Dice Julia, en las pocas cartas que se conocen dirigidas a Antonio: «Hay algo que me molesta, algo que es parte de mi, y ese algo es mi cerebro. No sé ‘ser’; se ver, pensar, alguna veces sentir…»

Ello constata que este es un experimento que ambos realizaron. El amor que practicaron es, adicionalmente, la poesía de la vida, y su pasión más allá de todo raciocinio. Un amor militante. Porque la razón, en la militancia, es fundamental, pero no siempre determinante. Esta específica forma de amar, con todas sus contradicciones y dolores, es aun así la base de toda practica política, sin la cual el hecho político no sería sino “puro cálculo matemático”.

En Gramsci, hay que añadir, el amor va acompañado de la inteligencia.

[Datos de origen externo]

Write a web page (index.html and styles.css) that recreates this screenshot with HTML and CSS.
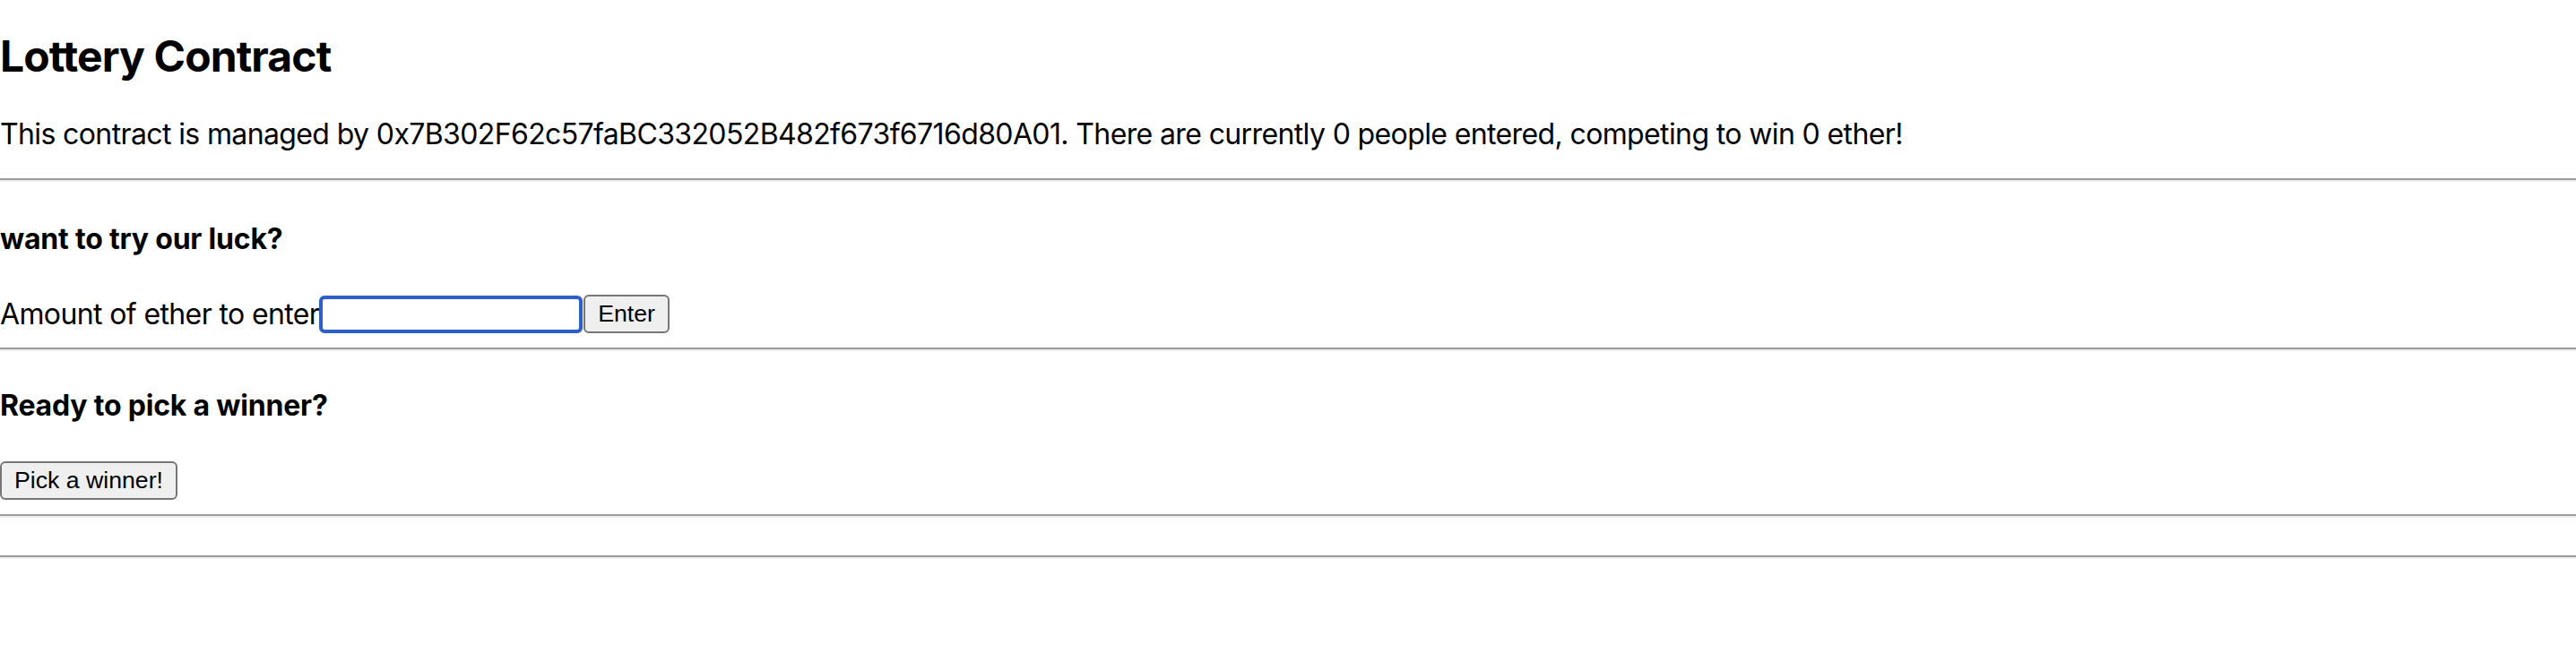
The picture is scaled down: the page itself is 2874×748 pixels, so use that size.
FILE: index.html
```html
<!DOCTYPE html>
<html>
<head>
<meta charset="utf-8">
<title>Lottery Contract</title>
<link rel="stylesheet" href="styles.css">
</head>
<body>
<div class="app">
  <h2 class="title">Lottery Contract</h2>
  <p class="intro">This contract is managed by 0x7B302F62c57faBC332052B482f673f6716d80A01. There are currently 0 people entered, competing to win 0 ether!</p>
  <hr class="rule">
  <form class="enter-form">
    <h4 class="section-title first">want to try our luck?</h4>
    <div class="field">
      <label class="field-label">Amount of ether to enter</label><input class="field-input" type="text"><button class="btn" type="submit">Enter</button>
    </div>
  </form>
  <hr class="rule">
  <h4 class="section-title">Ready to pick a winner?</h4>
  <div class="actions"><button class="btn" type="button">Pick a winner!</button></div>
  <hr class="rule after-actions">
  <h1 class="message"></h1>
  <hr class="rule">
</div>
</body>
</html>
```
FILE: styles.css
```css
html, body {
  margin: 0;
  padding: 0;
  background: #ffffff;
}
body {
  font-family: Inter, "Noto Sans", sans-serif;
  font-size: 32px;
  color: #000000;
}
.app {
  padding-top: 1px;
}
.title {
  font-size: 48px;
  font-weight: 700;
  letter-spacing: -0.9px;
  line-height: 57px;
  margin: 33px 0 40px 0;
}
.intro {
  margin: 0 0 30px 0;
  line-height: 38px;
  letter-spacing: -0.62px;
}
.rule {
  margin: 16px 0;
  border: 0;
  border-top: 2px solid #9a9a9a;
  border-bottom: 2px solid #eeeeee;
  height: 0;
}
.enter-form {
  margin: 0;
}
.section-title {
  font-size: 32px;
  font-weight: 700;
  line-height: 38px;
  letter-spacing: -0.2px;
  margin: 42px 0 43px 0;
}
.section-title.first {
  margin: 45px 0 43px 0;
}
.field {
  display: flex;
  align-items: center;
  height: 43px;
}
.field-label {
  line-height: 38px;
  letter-spacing: -0.62px;
}
.field-input {
  box-sizing: border-box;
  width: 294px;
  height: 42px;
  margin: 0 1px 0 0;
  border: 4px solid #2c5fc9;
  border-radius: 6px;
  outline: none;
  padding: 2px 4px;
  font-family: "Liberation Sans", Arial, sans-serif;
  font-size: 26.67px;
}
.btn {
  box-sizing: border-box;
  height: 43px;
  margin: 0;
  padding: 0 14px;
  border: 2px solid #767676;
  border-radius: 6px;
  background: #efefef;
  color: #000000;
  font-family: "Liberation Sans", Arial, sans-serif;
  font-size: 26.67px;
}
.actions {
  display: flex;
  height: 43px;
}
.rule.after-actions {
  margin-top: 16px;
}
.message {
  margin: 0;
  height: 0;
}
.message + .rule {
  margin-top: 42px;
}
```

Pero insistimos: no la inteligencia en un sentido de lo racional, sino de la inteligencia sensible. Esa que brinda una empatía como la que Gramsci mostró al ir más allá de su avidez intelectual al leer a Marx, y que lo llevó a convertirse en un militante de tiempo completo, entregado a la causa de la emancipación colectiva —aunque no hubiese aún conocido el amor individual.

Como sea, parece que en los tiempos de la derrota (fascista o neoliberal) reivindicar el amor, por más que sea complejo y hasta desgarrador —y que en ocasiones, paradójicamente, aísle a quien lo práctica—, es la única forma de expropiarlo: de desfetichizarlo en alguna medida, y de intentar darle la forma que en un futuro quisiéramos que tuviera.

El amor con dominio de sí se revela así, en Gramsci, como el piso mínimo indispensable para toda praxis revolucionaria.

*Este texto fue originalmente publicado en 2019 y se publica ahora con modificaciones de la autora.

Referencias:

Ferndández Buey, Francisco. (2001). “Antonio Gramsci: Amor y revolución”, en Leyendo a Gramsci. España: El viejo topo. Consultado en línea.

Taylor, Astra. (Directora). (2008). Examined Life [Película]. Zeitgeist Films.